▶ _WHAT IS NEEDED_:
Retype the whole listing verbatim and keep the pictures out of it.

▶ _SUPPLIED DATA_:
———

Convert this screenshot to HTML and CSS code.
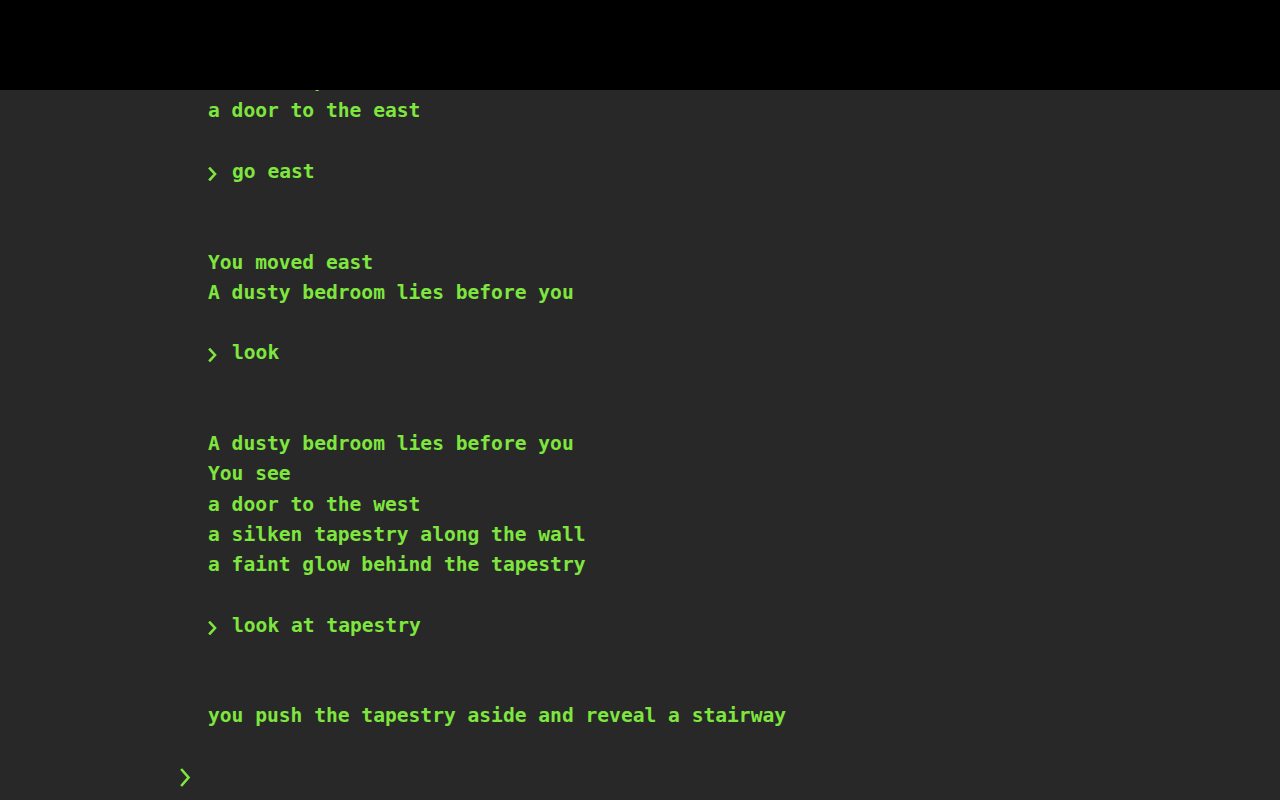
FILE: index.html
```html
<!DOCTYPE html>
<html lang="en">
<head>
<meta charset="utf-8">
<title>Text Adventure</title>
<link rel="stylesheet" href="styles.css">
</head>
<body>
<header class="topbar"></header>
<main class="terminal">
  <div class="log">
    <div class="output">
      <p>You wake up in a narrow hallway</p>
    </div>
    <div class="command"><svg class="caret" viewBox="0 0 8 14" aria-hidden="true"><polyline points="1.5,1.5 6.5,7 1.5,12.5"/></svg><span class="cmd">look</span></div>
    <div class="output">
      <p>A narrow hallway stretches ahead</p>
      <p>You see</p>
      <p>a torn map</p>
      <p>a door to the east</p>
    </div>
    <div class="command"><svg class="caret" viewBox="0 0 8 14" aria-hidden="true"><polyline points="1.5,1.5 6.5,7 1.5,12.5"/></svg><span class="cmd">go east</span></div>
    <div class="output">
      <p>You moved east</p>
      <p>A dusty bedroom lies before you</p>
    </div>
    <div class="command"><svg class="caret" viewBox="0 0 8 14" aria-hidden="true"><polyline points="1.5,1.5 6.5,7 1.5,12.5"/></svg><span class="cmd">look</span></div>
    <div class="output">
      <p>A dusty bedroom lies before you</p>
      <p>You see</p>
      <p>a door to the west</p>
      <p>a silken tapestry along the wall</p>
      <p>a faint glow behind the tapestry</p>
    </div>
    <div class="command"><svg class="caret" viewBox="0 0 8 14" aria-hidden="true"><polyline points="1.5,1.5 6.5,7 1.5,12.5"/></svg><span class="cmd">look at tapestry</span></div>
    <div class="output">
      <p>you push the tapestry aside and reveal a stairway</p>
    </div>
  </div>
  <div class="input-row"><svg class="prompt" viewBox="0 0 11 19" aria-hidden="true"><polyline points="2,2 8.5,9.5 2,17"/></svg><span class="input"></span></div>
</main>
</body>
</html>
```

FILE: styles.css
```css
* { box-sizing: border-box; }
html, body {
  margin: 0;
  height: 100%;
  overflow: hidden;
  background: #282828;
}
body {
  font-family: "DejaVu Sans Mono", "Liberation Mono", monospace;
  font-weight: bold;
  font-size: 19.6px;
  line-height: 30.25px;
  color: #7ee63e;
}
.topbar {
  position: fixed;
  top: 0;
  left: 0;
  right: 0;
  height: 90px;
  background: #000;
  z-index: 2;
}
.terminal {
  height: 800px;
  display: flex;
  flex-direction: column;
  justify-content: flex-end;
  padding: 0 0 8px 180px;
}
.log {
  flex: none;
  padding-left: 28px;
  display: flex;
  flex-direction: column;
}
.output p {
  margin: 0;
  white-space: pre;
}
.output {
  flex: none;
  margin-bottom: 30.25px;
}
.command {
  flex: none;
  margin-bottom: 60.5px;
  white-space: pre;
  display: flex;
  align-items: center;
  gap: 15px;
  height: 30.25px;
}
.log > .output:last-child {
  margin-bottom: 30.25px;
}
.caret {
  width: 9px;
  height: 14px;
  margin-top: 4px;
  flex: none;
}
.caret polyline,
.prompt polyline {
  fill: none;
  stroke: #7ee63e;
  stroke-width: 2.6;
  stroke-linecap: square;
  stroke-linejoin: miter;
}
.prompt {
  flex: none;
  width: 11px;
  height: 19px;
  margin-top: 2px;
}
.input-row {
  flex: none;
  height: 30.25px;
  display: flex;
  align-items: center;
}
```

———

▶ _OUTPUT_:
Convert this screenshot to HTML and CSS code.
FILE: index.html
```html
<!DOCTYPE html>
<html lang="en">
<head>
<meta charset="utf-8">
<title>Text Adventure</title>
<link rel="stylesheet" href="styles.css">
</head>
<body>
<header class="topbar"></header>
<main class="terminal">
  <div class="log">
    <div class="output">
      <p>You wake up in a narrow hallway</p>
    </div>
    <div class="command"><svg class="caret" viewBox="0 0 8 14" aria-hidden="true"><polyline points="1.5,1.5 6.5,7 1.5,12.5"/></svg><span class="cmd">look</span></div>
    <div class="output">
      <p>A narrow hallway stretches ahead</p>
      <p>You see</p>
      <p>a torn map</p>
      <p>a door to the east</p>
    </div>
    <div class="command"><svg class="caret" viewBox="0 0 8 14" aria-hidden="true"><polyline points="1.5,1.5 6.5,7 1.5,12.5"/></svg><span class="cmd">go east</span></div>
    <div class="output">
      <p>You moved east</p>
      <p>A dusty bedroom lies before you</p>
    </div>
    <div class="command"><svg class="caret" viewBox="0 0 8 14" aria-hidden="true"><polyline points="1.5,1.5 6.5,7 1.5,12.5"/></svg><span class="cmd">look</span></div>
    <div class="output">
      <p>A dusty bedroom lies before you</p>
      <p>You see</p>
      <p>a door to the west</p>
      <p>a silken tapestry along the wall</p>
      <p>a faint glow behind the tapestry</p>
    </div>
    <div class="command"><svg class="caret" viewBox="0 0 8 14" aria-hidden="true"><polyline points="1.5,1.5 6.5,7 1.5,12.5"/></svg><span class="cmd">look at tapestry</span></div>
    <div class="output">
      <p>you push the tapestry aside and reveal a stairway</p>
    </div>
  </div>
  <div class="input-row"><svg class="prompt" viewBox="0 0 11 19" aria-hidden="true"><polyline points="2,2 8.5,9.5 2,17"/></svg><span class="input"></span></div>
</main>
</body>
</html>
```

FILE: styles.css
```css
* { box-sizing: border-box; }
html, body {
  margin: 0;
  height: 100%;
  overflow: hidden;
  background: #282828;
}
body {
  font-family: "DejaVu Sans Mono", "Liberation Mono", monospace;
  font-weight: bold;
  font-size: 19.6px;
  line-height: 30.25px;
  color: #7ee63e;
}
.topbar {
  position: fixed;
  top: 0;
  left: 0;
  right: 0;
  height: 90px;
  background: #000;
  z-index: 2;
}
.terminal {
  height: 800px;
  display: flex;
  flex-direction: column;
  justify-content: flex-end;
  padding: 0 0 8px 180px;
}
.log {
  flex: none;
  padding-left: 28px;
  display: flex;
  flex-direction: column;
}
.output p {
  margin: 0;
  white-space: pre;
}
.output {
  flex: none;
  margin-bottom: 30.25px;
}
.command {
  flex: none;
  margin-bottom: 60.5px;
  white-space: pre;
  display: flex;
  align-items: center;
  gap: 15px;
  height: 30.25px;
}
.log > .output:last-child {
  margin-bottom: 30.25px;
}
.caret {
  width: 9px;
  height: 14px;
  margin-top: 4px;
  flex: none;
}
.caret polyline,
.prompt polyline {
  fill: none;
  stroke: #7ee63e;
  stroke-width: 2.6;
  stroke-linecap: square;
  stroke-linejoin: miter;
}
.prompt {
  flex: none;
  width: 11px;
  height: 19px;
  margin-top: 2px;
}
.input-row {
  flex: none;
  height: 30.25px;
  display: flex;
  align-items: center;
}
```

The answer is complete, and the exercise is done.